Note: This bug is displayed in read-only format because the product is no longer active in Red Hat Bugzilla.

Bug 895689

Summary: cache maintenance thread in wallabyoperations sometimes hangs in calls to wallaby client or QMF api preventing thread shutdown
Product: Red Hat Enterprise MRG Reporter: Trevor McKay <tmckay>
Component: cuminAssignee: grid-maint-list <grid-maint-list>
Status: CLOSED WONTFIX QA Contact: MRG Quality Engineering <mrgqe-bugs>
Severity: medium Docs Contact:
Priority: low    
Version: 2.2CC: matt, sgraf
Target Milestone: ---   
Target Release: ---   
Hardware: Unspecified   
OS: Unspecified   
Whiteboard:
Fixed In Version: Doc Type: Bug Fix
Doc Text:
Story Points: ---
Clone Of: Environment:
Last Closed: 2016-05-26 20:23:00 UTC Type: Bug
Regression: --- Mount Type: ---
Documentation: --- CRM:
Verified Versions: Category: ---
oVirt Team: --- RHEL 7.3 requirements from Atomic Host:
Cloudforms Team: --- Target Upstream Version:
Embargoed:

Description Trevor McKay 2013-01-15 19:17:51 UTC
Description of problem:

The cache thread sometimes does not seem to return from calls to the wallaby api, or does not return very quickly.  If cumin is shutting down during one of these calls it can cause the shutdown thread to timeout.

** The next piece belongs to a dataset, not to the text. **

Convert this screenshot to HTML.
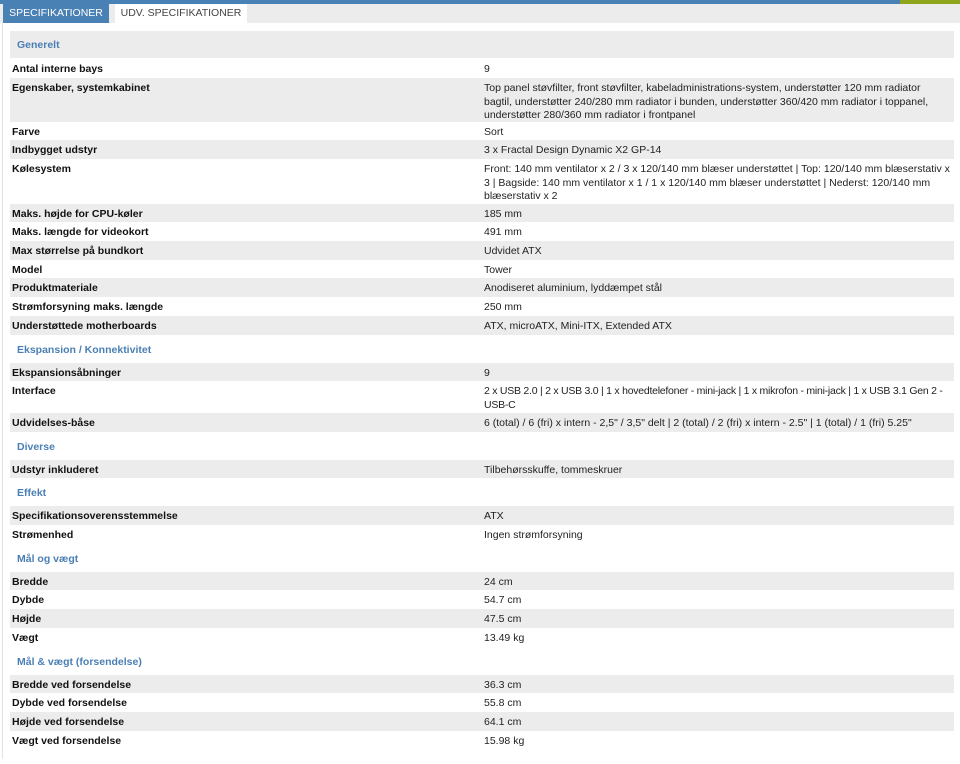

Two cases that have been seen:

A call to get data takes a long time 10-15 seconds or greater which is longer than the 5 second allowed shutdown time.

The call to delBroker to clean up the broker object for wallaby operations does not return and does not raise an exception (or maybe just takes a really, really, long time to return)

Version-Release number of selected component (if applicable):

anything 2.2+ I believe

How reproducible:

25-50% ?

Steps to Reproduce:
1. Set up cumin and wallaby on a broker
2. Populate wallaby with tags and features
3. Start Cumin
4. Stop Cumin
5. Look for messages in web.log that look like this

5004 2013-01-15 17:45:48,845 DEBUG WallabyOperations: waiting for cache maintenance thread to exit

<there may be other stuff in here>

5004 2013-01-15 17:45:53,845 INFO Shutdown thread timed out, exiting

Trying to time the shutdown may help reproduce.  If 'service cumin stop' is issued immediately after a lot message that says "WallabyOperations: refreshing XXX" it might increase reproducibility.  trace -f /var/log/cumin-web | grep works nicely.
  
Actual results:

The shutdown thread sometimes times out

Expected results:

Ideally, the shutdown thread should not timeout

Additional info:

Comment 1 Trevor McKay 2013-01-18 20:51:39 UTC
Note, this has now been seen on both el5 and el6

Comment 3 Anne-Louise Tangring 2016-05-26 20:23:00 UTC
MRG-Grid is in maintenance and only customer escalations will be considered. This issue can be reopened if a customer escalation associated with it occurs.